The Most Authentic Markets in Europe: Where Cities Show Their True Colours
If you want to know a city for real, go to its market. Not the tourist market with fridge magnets, but the market where locals do their daily shop. Where grandmothers barter with the greengrocer, where restaurant chefs from the neighbourhood pick out their produce before the doors open to the public, where the noise, the smells and the colours tell you more about a place than any museum.
Why markets are the gateway to a city
A market reflects a city's identity like no other space. The local produce, the way it's sold, the opening hours, the relationship between vendor and customer, the mix of generations — it's all packed into a few square metres. It's concentrated urban anthropology.
What's more, markets are experiencing a fascinating transformation across Europe. Many have evolved from purely functional spaces into gastronomic hubs that combine traditional stalls with tasting bars, signature kitchens and cultural spaces. This evolution sparks passionate debate between those who defend the market of old and those who champion reinvention.
La Boqueria (Barcelona): beyond the tourist myth
Yes, La Boqueria is on every list. Yes, parts of it are geared towards tourists. But beyond the main entrance, in the back half of the market, stalls that supply Michelin-starred restaurants are still going strong. The key is arriving before 10 in the morning, when the professionals are buying and the fruit-juice stands haven't yet taken over the entrance.
Mercado Central de Valencia: art and produce
The modernist building is spectacular — iron-and-glass domes, hand-painted tiles, a central nave that feels like a secular cathedral. But what matters is what's inside: local produce from the Valencian huerta that changes weekly with the season. Clochinas (local mussels) in summer and oranges in winter are essential.
Mercado de San Miguel (Madrid): the transformed model
It's the textbook example of a reinvented market: what was once a neighbourhood market is now a gourmet space with oyster bars, craft gin-and-tonics and signature croquettes. It has lost its original function, but gained a new identity that draws millions. Worth the visit for the iron architecture and for the debate it provokes: progress or gentrification?
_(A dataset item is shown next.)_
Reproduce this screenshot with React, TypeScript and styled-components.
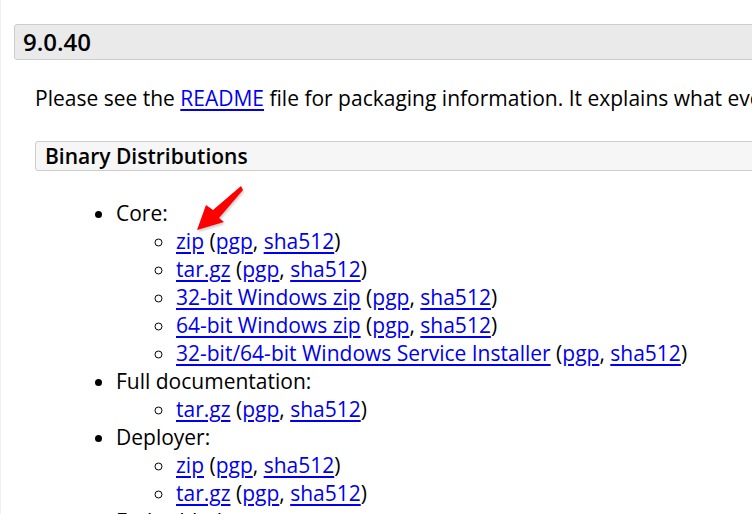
import React from 'react';
import styled, { createGlobalStyle } from 'styled-components';

const GlobalStyle = createGlobalStyle`
  html, body {
    margin: 0;
    padding: 0;
    background: #fff;
    overflow: hidden;
  }
  body {
    font-family: "Open Sans", "DejaVu Sans", sans-serif;
    font-size: 21px;
    line-height: 28px;
    color: #000;
  }
`;

const Page = styled.div`
  position: relative;
  width: 1100px;
  padding: 24px 0 0 13px;
  border-left: 1px solid #f0f0f0;
`;

const VersionTitle = styled.h3`
  margin: 0;
  height: 36px;
  box-sizing: border-box;
  padding: 0 8px;
  border: 1px solid #ccc;
  border-radius: 3px;
  background: #eaeaea;
  font-size: 24px;
  font-weight: 600;
  line-height: 34px;
`;

const Section = styled.div`
  padding-left: 21px;
`;

const Intro = styled.p`
  margin: 24px 0 0;
  white-space: nowrap;
`;

const SubTitle = styled.h4`
  margin: 29px 0 0;
  height: 30px;
  box-sizing: border-box;
  padding: 0 9px;
  border: 1px solid #ccc;
  border-radius: 3px;
  background: #f6f6f6;
  font-size: 21px;
  font-weight: 600;
  line-height: 28px;
`;

const List = styled.ul`
  margin: 28px 0 0;
  padding-left: 81px;
  list-style: disc;
`;

const SubList = styled.ul`
  margin: 0;
  padding-left: 60px;
  list-style: circle;
`;

const Item = styled.li`
  white-space: nowrap;
`;

const Link = styled.a`
  color: #0000ee;
  text-decoration: underline;
  text-decoration-thickness: 2px;
  text-underline-offset: 3px;
`;

const Arrow = styled.svg`
  position: absolute;
  left: 190px;
  top: 182px;
  width: 56px;
  height: 52px;
  filter: drop-shadow(1px 2px 1px rgba(0, 0, 0, 0.2));
`;

type Download = { name: string };

const Files: React.FC<{ items: Download[] }> = ({ items }) => (
  <SubList>
    {items.map((d, i) => (
      <Item key={i}>
        <Link href="#">{d.name}</Link> (<Link href="#">pgp</Link>, <Link href="#">sha512</Link>)
      </Item>
    ))}
  </SubList>
);

const groups: { label: string; items: Download[] }[] = [
  {
    label: 'Core:',
    items: [
      { name: 'zip' },
      { name: 'tar.gz' },
      { name: '32-bit Windows zip' },
      { name: '64-bit Windows zip' },
      { name: '32-bit/64-bit Windows Service Installer' },
    ],
  },
  { label: 'Full documentation:', items: [{ name: 'tar.gz' }] },
  { label: 'Deployer:', items: [{ name: 'zip' }, { name: 'tar.gz' }] },
  { label: 'Embedded:', items: [{ name: 'tar.gz' }, { name: 'zip' }] },
];

export default function App() {
  return (
    <>
      <GlobalStyle />
      <Page>
        <VersionTitle>9.0.40</VersionTitle>
        <Section>
          <Intro>
            Please see the <Link href="#">README</Link> file for packaging information. It explains what every distribution contains.
          </Intro>
          <SubTitle>Binary Distributions</SubTitle>
          <List>
            {groups.map((g) => (
              <Item key={g.label}>
                {g.label}
                <Files items={g.items} />
              </Item>
            ))}
          </List>
        </Section>
        <Arrow viewBox="0 0 56 52">
          <polygon points="50,4 22,28 15,23 6,48 33,40 28,36 52,8" fill="#ff0000" />
        </Arrow>
      </Page>
    </>
  );
}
Mercado de Bolhao (Porto): Portuguese resilience
After years of restoration, Bolhao has reopened preserving its essence: lifelong vendors at their usual stalls, bacalhau in every form, fresh flowers and an upper floor with views of the inner courtyard. It's the most emotional market on this list — a place where tradition has won the battle against modernisation.
Mercato del Testaccio (Rome): the best-kept secret
Far from the tourist centre, in the working-class neighbourhood of Testaccio, this market combines classic stalls with street-food kitchens that are a reference point in Rome. The suppli (rice croquette) from Supplizio and the trapizzini (stuffed pizza triangles) have turned this space into a food destination for Romans first and tourists second.
Naschmarkt (Vienna): the Central European melting pot
More than 100 stalls on a strip connecting imperial Vienna with multicultural Vienna. Here Austrian charcuterie sits alongside Turkish spices, Alpine cheeses next to tropical fruit. On Saturdays it extends with an antiques flea market that adds another layer to the experience.
General tips for visiting European markets
What markets tell us about the future of tourism
The rise of markets as a tourist destination reflects a profound shift in the way we travel. Travellers no longer want just to look — they want to participate, touch, taste, converse. The market is the perfect space for that experiential form of tourism that is shaping the industry. It's no coincidence that the world's best food experiences almost always begin with a visit to the local market.